Paul Schrader, mit 77 Jahren ein weiterer großer Alter des diesjährigen Wettbewerbs, schlägt den gegensätzlichen Weg zu Coppola ein: seine Filme werden immer kleiner und privater – und selbstbestimmter. „Oh, Canada“, den er nun im Wettbewerb vorstellte, fällt fast schon zu intim aus, wenngleich prominent besetzt mit Richard Gere und Jacob Elordi. Ein für seine anti-amerikanischen Dokumentationen gefeierter Regisseur gibt ein letztes Interview. Herauskommt, dass seine Widerstandstaten weniger groß waren als behauptet und dass er mit den Frauen seines Lebens stets schlecht umging. Die Vignetten-Struktur lässt den Schauspielern leider nur wenig Möglichkeit zur Entfaltung. Schraders in der Sache durchaus berechtigter Film kann sich nur wenig Chancen auf eine Auszeichnung ausrechnen.

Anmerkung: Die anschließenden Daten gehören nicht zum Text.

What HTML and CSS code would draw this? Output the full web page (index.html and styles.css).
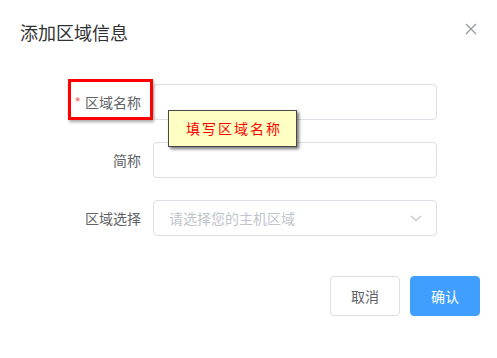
FILE: index.html
```html
<!DOCTYPE html>
<html lang="zh">
<head>
<meta charset="utf-8">
<link rel="stylesheet" href="styles.css">
</head>
<body>
<div class="dialog">
  <div class="header">
    <span class="title">添加区域信息</span>
    <svg class="close" width="12" height="12" viewBox="0 0 12 12"><path d="M1 1L11 11M11 1L1 11" stroke="#909399" stroke-width="1.1" fill="none"/></svg>
  </div>
  <div class="body">
    <div class="form-item">
      <label class="label"><span class="star">*</span>区域名称</label>
      <div class="input"></div>
    </div>
    <div class="form-item">
      <label class="label">简称</label>
      <div class="input"></div>
    </div>
    <div class="form-item">
      <label class="label">区域选择</label>
      <div class="input select">
        <span class="placeholder">请选择您的主机区域</span>
        <svg class="arrow" width="12" height="7" viewBox="0 0 12 7"><path d="M1 1L6 5.5L11 1" stroke="#c0c4cc" stroke-width="1.1" fill="none"/></svg>
      </div>
    </div>
  </div>
  <div class="footer">
    <button class="btn">取消</button>
    <button class="btn primary">确认</button>
  </div>
  <div class="highlight"></div>
  <div class="tip">填写区域名称</div>
</div>
</body>
</html>
```
FILE: styles.css
```css
html, body {
  margin: 0;
  padding: 0;
  background: #fff;
}
body {
  font-family: "Noto Sans CJK SC", "Liberation Sans", sans-serif;
  -webkit-font-smoothing: antialiased;
}
.dialog {
  position: relative;
  width: 497px;
  height: 358px;
  background: #fff;
  box-sizing: border-box;
}
.header {
  display: flex;
  justify-content: space-between;
  align-items: flex-start;
  padding: 20px 20px 10px 20px;
}
.title {
  font-size: 18px;
  line-height: 24px;
  color: #303133;
}
.close {
  margin-top: 3px;
  margin-right: 0;
}
.body {
  padding: 30px 60px 30px 20px;
  display: flex;
  flex-direction: column;
  gap: 22px;
}
.form-item {
  display: flex;
  align-items: center;
  height: 36px;
}
.label {
  width: 133px;
  box-sizing: border-box;
  padding-right: 12px;
  text-align: right;
  font-size: 14px;
  color: #606266;
  line-height: 36px;
}
.star {
  color: #f56c6c;
  margin-right: 4px;
}
.input {
  flex: 1;
  height: 36px;
  box-sizing: border-box;
  border: 1px solid #dcdfe6;
  border-radius: 4px;
  background: #fff;
}
.select {
  display: flex;
  align-items: center;
  justify-content: space-between;
  padding: 0 14px 0 15px;
}
.placeholder {
  font-size: 14px;
  color: #c0c4cc;
}
.arrow {
  margin-top: 1px;
}
.footer {
  display: flex;
  justify-content: flex-end;
  gap: 10px;
  padding: 10px 17px 20px 20px;
}
.btn {
  width: 70px;
  height: 40px;
  box-sizing: border-box;
  border: 1px solid #dcdfe6;
  border-radius: 4px;
  background: #fff;
  color: #606266;
  font-family: inherit;
  font-size: 14px;
  padding: 0;
}
.btn.primary {
  background: #409eff;
  border-color: #409eff;
  color: #fff;
}
.highlight {
  position: absolute;
  left: 68px;
  top: 79px;
  width: 85px;
  height: 41px;
  box-sizing: border-box;
  border: 3px solid #ff0000;
  box-shadow: 1px 2px 3px rgba(0,0,0,0.35);
}
.tip {
  position: absolute;
  left: 168px;
  top: 110px;
  width: 129px;
  height: 37px;
  box-sizing: border-box;
  background: #ffffc4;
  border: 1px solid #4a4a4a;
  box-shadow: 2px 2px 3px rgba(0,0,0,0.55);
  color: #ff0000;
  font-size: 14px;
  letter-spacing: 2px;
  line-height: 35px;
  padding-left: 17px;
}
```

Als erster wirklich heißer Kandidat auf die Goldene Palme stellte sich ein anderer Altmeister, der 72-jährige Franzose Jacques Audiard heraus. Der Regisseur von „Un prophète“ und „Dheepan“ (mit dem er 2015 eine umstrittene Goldene Palme gewann) wagt sich in seinem „Emilia Perez“ auf radikal neues Terrain: ein spanischsprachiges Musical, in dem ein mexikanischer Drogenboss nach Jahren des Verbrechens sein innerstes Bedürfnis danach erfüllt, eine Frau zu werden. Die Handlung ist mehr Telenovela als Gangsterdrama: als Frau schlägt sich der Schwerverbrecher auf die gute Seite und gründet eine NGO, die sich der Suche nach den verschwundenen Opfer des Drogenkriegs widmet. Aber alte Konkurrenz- und Eifersuchtsgefühle lassen sich nicht für immer beerdigen und sorgen für ein wahrhaft melodramatisches Finale.

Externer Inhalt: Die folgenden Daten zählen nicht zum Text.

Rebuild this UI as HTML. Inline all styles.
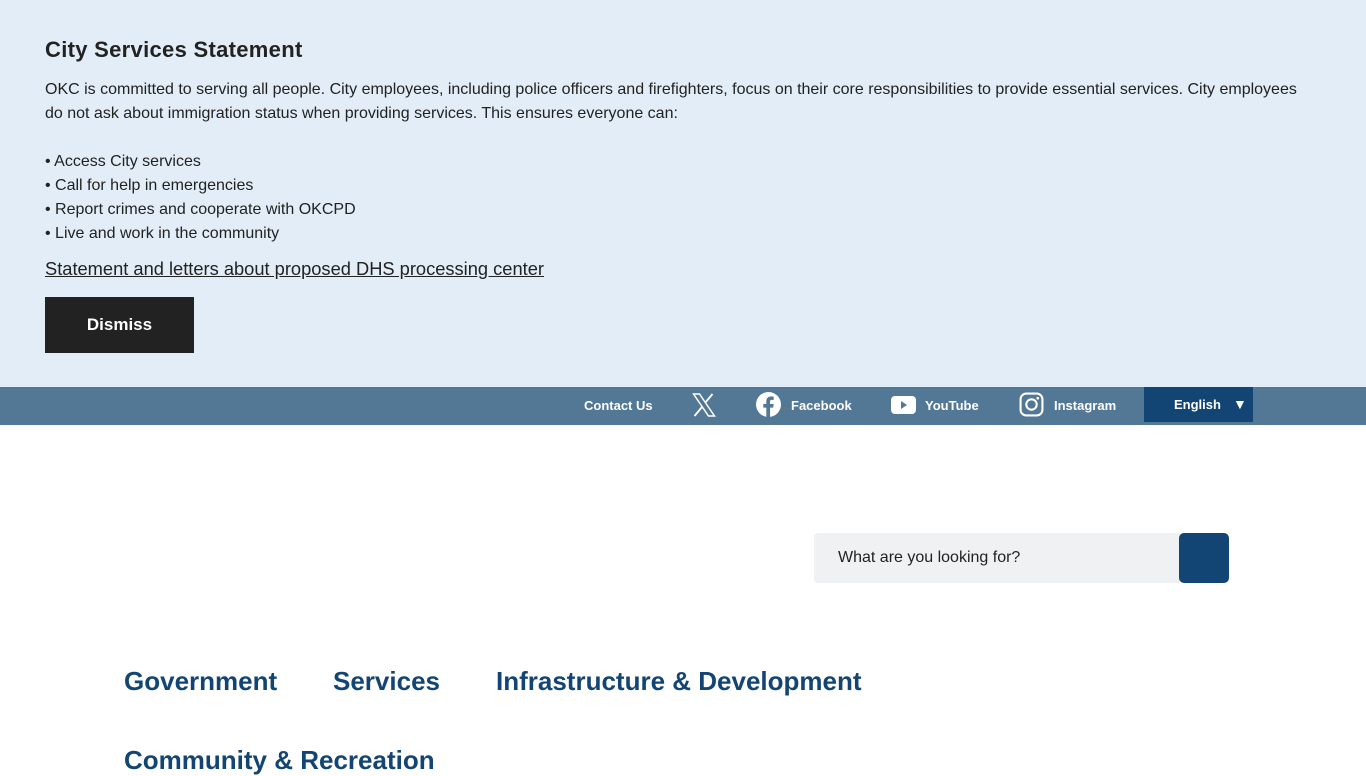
<!DOCTYPE html>
<html><head><meta charset="utf-8"><style>
*{margin:0;padding:0;box-sizing:border-box}
body{width:1366px;height:768px;overflow:hidden;font-family:"Liberation Sans",Arial,sans-serif;background:#fff;color:#222}
.banner{position:absolute;left:0;top:0;width:1366px;height:387px;background:#e3edf7}
.banner h2{position:absolute;left:45px;top:37px;font-size:22px;font-weight:bold;color:#222;letter-spacing:.3px}
.banner .p{position:absolute;left:45px;top:78px;width:1268px;font-size:16px;line-height:24px;color:#222}
.banner a{position:absolute;left:45px;top:258px;font-size:18.3px;color:#222;text-decoration:underline}
.btn{position:absolute;left:45px;top:297px;width:149px;height:56px;background:#222;color:#fff;font-weight:bold;font-size:17px;display:flex;align-items:center;justify-content:center}
.bar{position:absolute;left:0;top:387px;width:1366px;height:38px;background:#537896;color:#fff;font-size:13px;font-weight:bold}
.bar span,.bar svg{position:absolute}
.lang{position:absolute;left:1144px;top:0;width:109px;height:35px;background:#124574}
.search{position:absolute;left:814px;top:533px;width:366px;height:50px;background:#eff1f2;border-radius:4px 0 0 4px;font-size:16px;color:#222;padding:16px 24px}
.sbtn{position:absolute;left:1179px;top:533px;width:50px;height:50px;background:#124574;border-radius:5px}
.nav{position:absolute;font-size:26px;font-weight:bold;color:#134574}
</style></head><body>
<div class="banner">
<h2>City Services Statement</h2>
<div class="p">OKC is committed to serving all people. City employees, including police officers and firefighters, focus on their core responsibilities to provide essential services. City employees do not ask about immigration status when providing services. This ensures everyone can:<br><br>• Access City services<br>• Call for help in emergencies<br>• Report crimes and cooperate with OKCPD<br>• Live and work in the community</div>
<a>Statement and letters about proposed DHS processing center</a>
<div class="btn">Dismiss</div>
</div>
<div class="bar">
<span style="left:584px;top:11px">Contact Us</span>
<svg style="left:691px;top:6px" width="25" height="24" viewBox="0 0 24 24"><path d="M2 1h6l15 22h-6z" fill="none" stroke="#fff" stroke-width="1.5"/><path d="M21 1L13.5 10M10.5 14L3 23" stroke="#fff" stroke-width="1.8"/></svg>
<svg style="left:756px;top:5px" width="25" height="25" viewBox="0 0 24 24"><circle cx="12" cy="12" r="12" fill="#fff"/><path d="M13.5 24V15h3l.5-3.5h-3.5V9.3c0-1 .3-1.7 1.8-1.7H17V4.5c-.3 0-1.4-.2-2.7-.2-2.7 0-4.4 1.6-4.4 4.6v2.6H7V15h2.9v9z" fill="#537896"/></svg>
<span style="left:791px;top:11px">Facebook</span>
<svg style="left:891px;top:9px" width="25" height="18" viewBox="0 0 25 18"><rect width="25" height="18" rx="4" fill="#fff"/><path d="M10 5l6 4-6 4z" fill="#537896"/></svg>
<span style="left:925px;top:11px">YouTube</span>
<svg style="left:1019px;top:5px" width="25" height="25" viewBox="0 0 24 24"><rect x="1.5" y="1.5" width="21" height="21" rx="5.5" fill="none" stroke="#fff" stroke-width="2"/><circle cx="12" cy="12" r="5" fill="none" stroke="#fff" stroke-width="2"/><circle cx="18" cy="6" r="1.3" fill="#fff"/></svg>
<span style="left:1054px;top:11px">Instagram</span>
<div class="lang"><span style="left:30px;top:10px">English</span><span style="left:89px;top:9px;font-size:14px">▼</span></div>
</div>
<div class="search">What are you looking for?</div>
<div class="sbtn"></div>
<div class="nav" style="left:124px;top:666px">Government</div>
<div class="nav" style="left:333px;top:666px">Services</div>
<div class="nav" style="left:496px;top:666px">Infrastructure &amp; Development</div>
<div class="nav" style="left:124px;top:745px">Community &amp; Recreation</div>
</body></html>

„Emilia Perez“ war der bislang einzige Film im diesjährigen Wettbewerb, der das Publikum richtig begeisterte, unter anderem sicherlich wegen der Glanzleistung der spanischen Transgender-Schauspielerin Karla Sofía Gascón in der Titelrolle. Die Darstellerinnen Zoe Saldaña und Selena Gomez dürfen ihre lateinamerikanischen Wurzel herausstreichen und fließend zwischen Englisch und Spanisch wechseln. Musikalisch nicht völlig überzeugend, kann der Film jedoch mit originellen Choreographien bestechen. „Emilia Perez“ gilt nun als Anwärter auf gleich mehrere Palmen, sei es als Film, für die beste Regie oder die Darstellerinnen.